[Begin Records supplied]

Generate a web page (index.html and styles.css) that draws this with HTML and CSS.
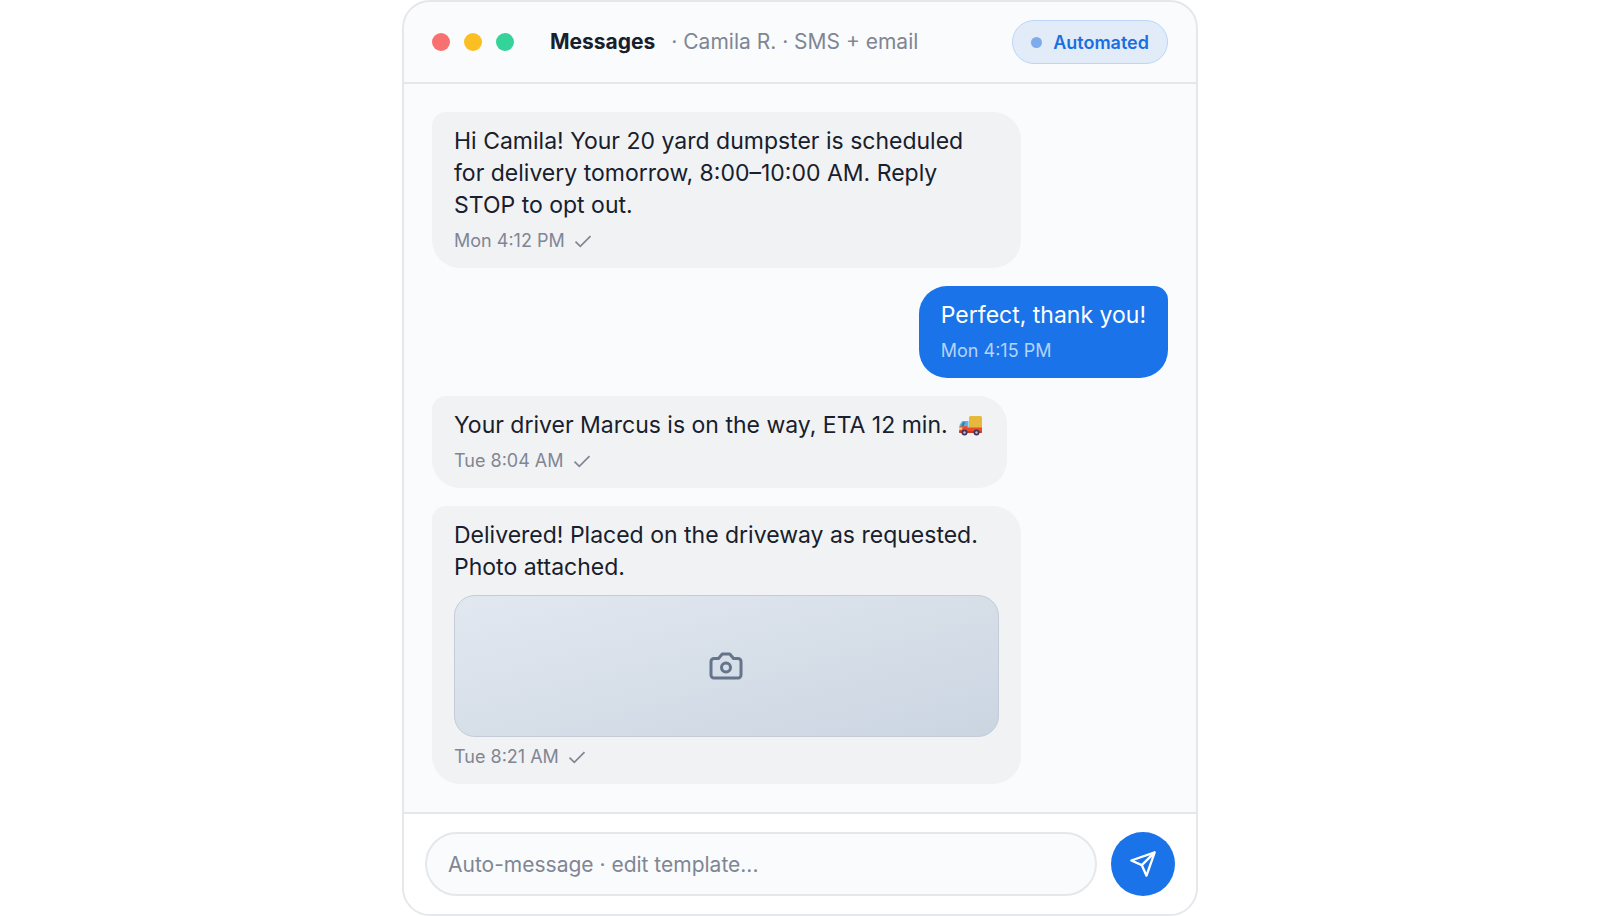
FILE: index.html
```
<!DOCTYPE html>
<html lang="en">
<head>
<meta charset="utf-8">
<meta name="viewport" content="width=device-width, initial-scale=1">
<title>Messages</title>
<link rel="stylesheet" href="styles.css">
</head>
<body>
<main class="card">
  <header class="card-header">
    <span class="dots"><span class="dot dot-red"></span><span class="dot dot-amber"></span><span class="dot dot-green"></span></span>
    <h1 class="title">Messages</h1>
    <p class="subtitle">· Camila R. · SMS + email</p>
    <span class="pill">Automated</span>
  </header>
  <section class="thread" aria-label="Conversation">
    <article class="bubble">
      <p class="text">Hi Camila! Your 20 yard dumpster is scheduled for delivery tomorrow, 8:00–10:00 AM. Reply STOP to opt out.</p>
      <p class="meta">Mon 4:12 PM <svg class="check" viewBox="0 0 18 18" aria-hidden="true"><path d="M1.5 9.7 6.3 14.3 16.5 4.2"/></svg></p>
    </article>
    <article class="bubble bubble-out">
      <p class="text">Perfect, thank you!</p>
      <p class="meta">Mon 4:15 PM</p>
    </article>
    <article class="bubble">
      <p class="text">Your driver Marcus is on the way, ETA 12 min.
        <svg class="truck" viewBox="0 0 26 22" role="img" aria-label="Delivery truck">
          <rect x="11" y="1" width="13" height="13" rx="1.5" fill="#e6b83c"/>
          <path d="M4.2 6h6.3v7H1.6V10z" fill="#5fb4df"/>
          <path d="M5 7.2h2.5L5.8 11H3.2z" fill="#367fae"/>
          <path d="M1.5 11.5 9 11v1.5h15v5H1z" fill="#ee4c25"/>
          <path d="M1 12.5h3.2v2.2H1z" fill="#ffd27d"/>
          <rect x="1" y="16" width="23" height="2" rx="1" fill="#c93a2c"/>
          <circle cx="6.5" cy="17.5" r="3" fill="#40345b"/><circle cx="6.5" cy="17.5" r="1.2" fill="#c4bfd2"/>
          <circle cx="18.5" cy="17.5" r="3" fill="#40345b"/><circle cx="18.5" cy="17.5" r="1.2" fill="#c4bfd2"/>
        </svg></p>
      <p class="meta">Tue 8:04 AM <svg class="check" viewBox="0 0 18 18" aria-hidden="true"><path d="M1.5 9.7 6.3 14.3 16.5 4.2"/></svg></p>
    </article>
    <article class="bubble">
      <p class="text">Delivered! Placed on the driveway as requested. Photo attached.</p>
      <div class="photo">
        <svg class="camera" viewBox="0 0 24 24" role="img" aria-label="Photo"><path d="M14.5 4h-5L7 7H4a2 2 0 0 0-2 2v9a2 2 0 0 0 2 2h16a2 2 0 0 0 2-2V9a2 2 0 0 0-2-2h-3z"/><circle cx="12" cy="13" r="3"/></svg>
      </div>
      <p class="meta">Tue 8:21 AM <svg class="check" viewBox="0 0 18 18" aria-hidden="true"><path d="M1.5 9.7 6.3 14.3 16.5 4.2"/></svg></p>
    </article>
  </section>
  <form class="composer">
    <input class="field" type="text" aria-label="Message" placeholder="Auto-message · edit template...">
    <button class="send" type="button" aria-label="Send"><svg viewBox="0 0 24 24" aria-hidden="true"><path d="M22 2 11 13M22 2l-7 20-4-9-9-4z"/></svg></button>
  </form>
</main>
</body>
</html>
```
FILE: styles.css
```
* { box-sizing: border-box; }
body {
  margin: 0;
  background: #fff;
  color: #17202c;
  font-family: Inter, "Liberation Sans", sans-serif;
}
h1, p { margin: 0; }
.card {
  display: flex;
  flex-direction: column;
  width: 100%;
  max-width: 796px;
  min-height: 100vh;
  margin: 0 auto;
  border: 2px solid #e5e7eb;
  border-radius: 28px;
  background: #fafbfd;
  overflow: hidden;
}
.card-header {
  display: flex;
  align-items: center;
  padding: 18px 28px;
  border-bottom: 2px solid #e5e7eb;
}
.dots { display: flex; gap: 14px; margin-right: 36px; }
.dot { width: 18px; height: 18px; border-radius: 50%; }
.dot-red { background: #f87171; }
.dot-amber { background: #fbbf24; }
.dot-green { background: #34d399; }
.title { margin-right: 16px; font-size: 21px; line-height: 28px; font-weight: 700; }
.subtitle { color: #7f8694; font-size: 21px; line-height: 28px; }
.pill {
  display: flex;
  align-items: center;
  gap: 11px;
  height: 44px;
  margin-left: auto;
  padding: 0 18px;
  border: 1px solid #bcd5f7;
  border-radius: 22px;
  background: #e2ebf8;
  color: #1a6fe0;
  font-size: 18px;
  font-weight: 600;
}
.pill::before { content: ""; width: 11px; height: 11px; border-radius: 50%; background: #7eabec; }
.thread {
  display: flex;
  flex: 1;
  flex-direction: column;
  align-items: flex-start;
  gap: 18px;
  padding: 28px;
}
.bubble {
  max-width: 80%;
  padding: 13px 22px 14px;
  border-radius: 14px 28px 28px 28px;
  background: #f1f2f4;
}
.bubble-out {
  align-self: flex-end;
  border-radius: 28px 14px 28px 28px;
  background: #1a73e8;
  color: #fff;
}
.text { font-size: 23px; line-height: 32px; }
.meta {
  display: flex;
  align-items: center;
  gap: 9px;
  margin-top: 6px;
  color: #7f8694;
  font-size: 18px;
  line-height: 27px;
}
.bubble-out .meta { color: #b5d3fa; }
.check { width: 18px; height: 18px; fill: none; stroke: currentColor; stroke-width: 1.7; }
.truck { width: 26px; height: 22px; margin: 0 1px 0 4px; vertical-align: -4px; }
.photo {
  display: flex;
  align-items: center;
  justify-content: center;
  height: 142px;
  margin-top: 12px;
  border: 1px solid #c5ccd7;
  border-radius: 21px;
  background: linear-gradient(to bottom right, #e2e8f0, #cbd5e1);
}
.camera { width: 36px; height: 36px; fill: none; stroke: #64748b; stroke-width: 2; stroke-linejoin: round; }
.composer {
  display: flex;
  gap: 14px;
  padding: 18px 21px;
  border-top: 2px solid #e5e7eb;
  background: #fff;
}
.field {
  flex: 1;
  min-width: 0;
  height: 64px;
  padding: 0 21px;
  border: 2px solid #e5e7eb;
  border-radius: 32px;
  background: #fafbfd;
  color: #17202c;
  font: 21px Inter, "Liberation Sans", sans-serif;
}
.field::placeholder { color: #7f8694; opacity: 1; }
.send {
  display: flex;
  align-items: center;
  justify-content: center;
  width: 64px;
  height: 64px;
  padding: 0;
  border: 0;
  border-radius: 50%;
  background: #1a73e8;
}
.send svg { width: 28px; height: 28px; fill: none; stroke: #fff; stroke-width: 2; stroke-linecap: round; stroke-linejoin: round; }
```
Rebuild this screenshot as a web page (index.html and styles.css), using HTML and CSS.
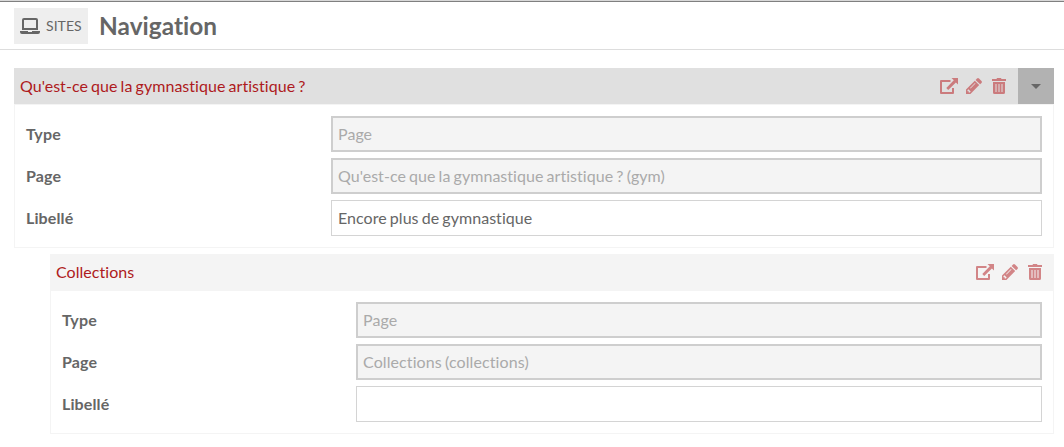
FILE: index.html
```html
<!DOCTYPE html>
<html lang="fr">
<head>
<meta charset="utf-8">
<title>Navigation</title>
<link rel="stylesheet" href="styles.css">
</head>
<body>
<svg class="defs">
<symbol id="open" viewBox="0 0 18 16"><path d="M10.500 3H1V15H13V10" fill="none" stroke="currentColor" stroke-width="2" stroke-linejoin="round"/><path d="M11.500 0H18V6.500L15.900 4.500L8.200 12L6.300 10.100L13.800 2.300Z" fill="currentColor"/></symbol>
<symbol id="edit" viewBox="0 0 16 16"><path fill="currentColor" fill-rule="evenodd" d="M0 16V11.600L8.800 2.700L13.200 7.100L4.400 16ZM1.500 12.300V13.300H2.700V14.600H3.700L4.700 13.600L2.400 11.300ZM9.600 1.900L11 .5Q12 -.3 13 .5L15.500 3Q16.300 4 15.500 5L14.100 6.300ZM4 10L9 5L9.500 5.500L4.500 10.500Z"/></symbol>
<symbol id="trash" viewBox="0 0 14 16"><path fill="currentColor" fill-rule="evenodd" d="M0 1H4.500L5 0H9L9.500 1H14V3H0ZM1 4H13V14.500Q13 16 11.500 16H2.500Q1 16 1 14.500ZM3.500 6V14H4.500V6ZM6.500 6V14H7.500V6ZM9.500 6V14H10.500V6Z"/></symbol>
</svg>
<header class="topbar">
<a class="sites"><svg class="laptop" viewBox="0 0 20 16"><path d="M4 1H16Q17 1 17 2V11H3V2Q3 1 4 1Z" fill="none" stroke="currentColor" stroke-width="2"/><path d="M0 13H8V14H12V13H20V14Q20 16 18 16H2Q0 16 0 14Z" fill="currentColor"/></svg><span>SITES</span></a>
<h1>Navigation</h1>
</header>
<main>
<section class="item">
<div class="item-head"><h2>Qu'est-ce que la gymnastique artistique ?</h2><div class="actions"><svg class="open"><use href="#open"/></svg><svg class="edit"><use href="#edit"/></svg><svg class="trash"><use href="#trash"/></svg></div><button class="toggle"><i></i></button></div>
<div class="fields">
<label><b>Type</b><input disabled value="Page"></label>
<label><b>Page</b><input disabled value="Qu'est-ce que la gymnastique artistique ? (gym)"></label>
<label><b>Libellé</b><input value="Encore plus de gymnastique"></label>
</div>
</section>
<section class="item child">
<div class="item-head"><h2>Collections</h2><div class="actions"><svg class="open"><use href="#open"/></svg><svg class="edit"><use href="#edit"/></svg><svg class="trash"><use href="#trash"/></svg></div></div>
<div class="fields">
<label><b>Type</b><input disabled value="Page"></label>
<label><b>Page</b><input disabled value="Collections (collections)"></label>
<label><b>Libellé</b><input></label>
</div>
</section>
</main>
</body>
</html>
```
FILE: styles.css
```css
*{box-sizing:border-box}
body{margin:0;background:#fff;color:#666;font:16px/24px Lato,sans-serif;font-variant-ligatures:none;word-spacing:-1px;letter-spacing:.04px}
.defs{display:none}
.topbar{height:50px;border-bottom:1px solid #ddd;padding:8px 14px;display:flex;gap:11px;align-items:flex-start;background:linear-gradient(#d8d8d8 1px,#808080 1px,#808080 2px,#fff 2px)}
.sites{height:36px;width:74px;background:#eee;display:flex;align-items:center;padding-left:6px;gap:6px;font-size:14px}
.laptop{width:20px;height:16px;flex:none}
h1{margin:0;font-size:24.400px;line-height:36px;font-weight:700}
main{padding:18px 10px 0 14px}
.item{border:1px solid #f4f4f4;height:180px;margin-bottom:6px}
.child{margin-left:36px}
.item-head{height:36px;margin:-1px -1px 0;padding-left:6px;background:#e0e0e0;display:flex;align-items:center;box-shadow:0 1px #f4f4f4}
.child .item-head{background:#f4f4f4;padding-right:12px}
h2{margin:0;flex:1;font-size:16px;font-weight:400;color:#ae1a20}
.actions{display:flex;align-items:center;color:#cb7b7d;margin-right:12px}
.child .actions{margin-right:0;color:#d28587}
.open{width:18px;height:16px;margin-right:8px}
.edit{width:16px;height:16px;margin-right:10px}
.trash{width:14px;height:16px}
.toggle{width:36px;height:36px;border:0;padding:0;background:#b2b2b2;display:grid;place-items:center}
.toggle i{border:5px solid transparent;border-top-color:#666;border-bottom:0}
.fields{padding:12px 11px;display:flex;flex-direction:column;gap:6px}
label{display:flex;align-items:center}
b{flex:1;font-weight:700;letter-spacing:.12px}
input{width:711px;height:36px;border:1px solid #d4d4d4;border-radius:0;padding:0 6px 2px;background:#fff;font:inherit;font-variant-ligatures:none;word-spacing:inherit;letter-spacing:inherit;color:#666}
.child input{width:686px;letter-spacing:.1px}
input:disabled{border:2px solid #cecece;padding:0 5px 2px;background:#f4f4f4;color:#aaa}
```
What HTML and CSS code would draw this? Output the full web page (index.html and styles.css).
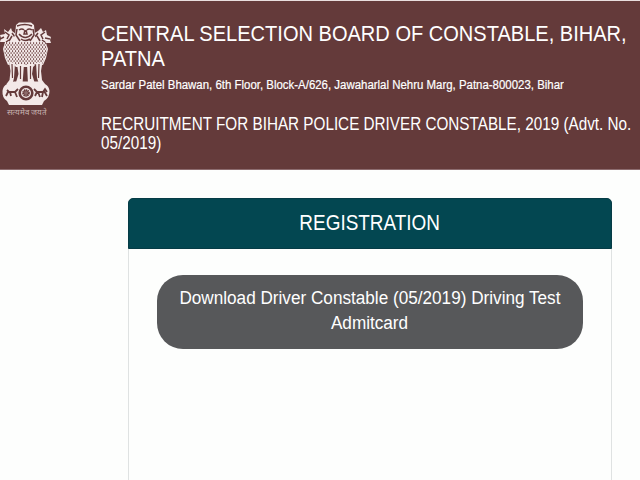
FILE: index.html
```html
<!DOCTYPE html>
<html lang="en">
<head>
    <meta charset="UTF-8">
    <meta name="viewport" content="width=device-width, initial-scale=1.0">
    <title>Central Selection Board of Constable</title>
    <link rel="stylesheet" href="styles.css">
</head>
<body>
    <header class="site-header">
        <div class="emblem">
            <svg width="54" height="86" viewBox="0 0 54 86">
                <defs>
                    <pattern id="mane" width="3" height="4" patternUnits="userSpaceOnUse">
                        <path d="M0.6 0.2v1.9M2.1 2.1v1.9" stroke="#643a3a" stroke-width="0.9" fill="none"/>
                    </pattern>
                </defs>
                <!-- side lions -->
                <path d="M16 12L12 9L11 6L8 10L4 7L5 12L0 13L1 16L0 20L5 20L3 27L5 36L8 43L17 41Z" fill="#f3e9e8"/>
                <path d="M33 12L38 9L41 6L43 10L46 8L47 13L51 15L50 18L51 21L46 21L48 27L46 36L43 43L33 41Z" fill="#f3e9e8"/>
                <path d="M0 17l4-2M5 10l4 3l-2 4M9 19l3-5M12 11l3 4M6 20l3-2M45 10l-4 3l2 4M50 17l-5-1M40 19l-3-5M38 11l-3 4M45 20l-3-2" stroke="#643a3a" stroke-width="1.5" fill="none"/>
                <!-- front lion -->
                <path d="M16 3L19 0.5H31L34 3L35 14L37 20L39 39L33 45H16L10 39L12 20L15 13Z" fill="#f3e9e8"/>
                <path d="M5 20H46L47 30L42 43H9L4 30Z" fill="url(#mane)"/>
                <path d="M17 4Q25 1 32 4M17 7l-1 6l4 6M33 7l1 6l-4 6M19 8q3-2 5 0M27 8q2-2 5 0M25 8l-1 4h3l-1-4M19 12q6 7 13 0M21 17q4 3 9 0" stroke="#643a3a" stroke-width="1.5" fill="none"/>
                <!-- legs -->
                <path d="M9 40l1.500 9l-1 9l-3 4h6l1.500-6l1-15M17 42l1.500 10l-3 10h7l1.500-20M27 42l1 20h7l-3-10l1.500-10M36 41l1 15l2 6h6l-3-4l-1-9l1.500-9" fill="#f3e9e8"/>
                <path d="M12 42l0.500 14M20.500 44v13M30.500 44v13M39 42l-0.500 14" stroke="#643a3a" stroke-width="1.200" fill="none"/>
                <!-- abacus -->
                <path d="M7 62L14 59.500H38L45 62Q49 64 49.500 69Q49.500 76 44 79L42 83H9L7 79Q2 76 2.500 69Q3 64 7 62Z" fill="#f3e9e8"/>
                <circle cx="26" cy="71" r="6.300" fill="#f3e9e8" stroke="#643a3a" stroke-width="2.600"/>
                <circle cx="26" cy="71" r="2.800" fill="#8d6c6b" stroke="#643a3a" stroke-width="2" stroke-dasharray="1.300 0.500"/>
                <path d="M7 68l2 2h6l3-3M8 70l-2 4M10 70l1 4M15 70l2 5M34 67l3 3h6l2-3l2 3M37 70l-2 4M38 70l2 5M43 70l-1 5M44 69l3 5" stroke="#643a3a" stroke-width="1.800" fill="none"/>
            </svg>
            <span class="motto" lang="hi">सत्यमेव जयते</span>
        </div>
        <div class="board">
            <h1><span>CENTRAL SELECTION BOARD OF CONSTABLE, BIHAR,</span><span>PATNA</span></h1>
            <p class="address"><span>Sardar Patel Bhawan, 6th Floor, Block-A/626, Jawaharlal Nehru Marg, Patna-800023, Bihar</span></p>
            <h2><span>RECRUITMENT FOR BIHAR POLICE DRIVER CONSTABLE, 2019 (Advt. No.</span><span>05/2019)</span></h2>
        </div>
    </header>

    <main class="card">
        <h3 class="card-header"><span>REGISTRATION</span></h3>
        <div class="card-body">
            <a class="download-btn" href="#">
                <span>Download Driver Constable (05/2019) Driving Test</span>
                <span>Admitcard</span>
            </a>
        </div>
    </main>
</body>
</html>
```
FILE: styles.css
```css
* {
    box-sizing: border-box;
}

body {
    margin: 0;
    height: 480px;
    overflow: hidden;
    display: flex;
    flex-direction: column;
    font-family: "Liberation Sans", Arial, sans-serif;
    color: #fff;
    background-color: #fdfefd;
}

h1, h2, h3, p {
    margin: 0;
    font-weight: normal;
}

/* condensed text lines */
h1 span, h2 span, .address span {
    display: block;
    width: max-content;
    white-space: nowrap;
    transform-origin: left;
}

.site-header {
    display: flex;
    flex: none;
    height: 170px;
    border-top: 1px solid #e9dede;
    border-bottom: 1px solid #8d6c6f;
    background-color: #643a3a;
}

.emblem {
    width: 101px;
    flex: none;
    padding-top: 21px;
}

.emblem svg {
    display: block;
}

.motto {
    display: block;
    width: 54px;
    text-align: center;
    font-size: 8px;
    line-height: 10px;
    color: #c9b3b2;
}

.board {
    width: 539px;
    padding-top: 20px;
}

h1 {
    font-size: 22px;
    line-height: 25px;
}

h1 span {
    transform: scaleX(0.911);
}

.address {
    margin-top: 6px;
    font-size: 12.5px;
    line-height: 16px;
    -webkit-text-stroke: 0.2px #fff;
}

.address span {
    transform: scaleX(0.915);
}

h2 {
    margin-top: 22px;
    font-size: 17.5px;
    line-height: 19px;
}

h2 span {
    transform: scaleX(0.872);
}

.card {
    flex: 1;
    width: 484px;
    margin: 28px 0 0 128px;
    border: 1px solid #dfe2e2;
    border-bottom: 0;
    border-radius: 5px 5px 0 0;
}

.card-header {
    height: 51px;
    margin: -1px -1px 0;
    border: 1px solid #063c46;
    border-radius: 5px 5px 0 0;
    background-color: #034751;
    text-align: center;
    font-size: 22px;
    line-height: 48px;
}

.card-header span {
    display: inline-block;
    transform: scaleX(0.861);
}

.card-body {
    padding: 26px 28px;
}

.download-btn {
    display: flex;
    flex-direction: column;
    align-items: center;
    height: 74px;
    padding-top: 11px;
    border-radius: 26px;
    background-color: #57585a;
    color: #fff;
    text-decoration: none;
    font-size: 18px;
    line-height: 25px;
}

.download-btn span {
    white-space: nowrap;
    transform: scaleX(0.953);
}
```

[End Records supplied]

◆ Requirement ◆
Scan the data above and copy every line with "this" in it.

◆ The reply ◆
Generate a web page (index.html and styles.css) that draws this with HTML and CSS.
Rebuild this screenshot as a web page (index.html and styles.css), using HTML and CSS.
What HTML and CSS code would draw this? Output the full web page (index.html and styles.css).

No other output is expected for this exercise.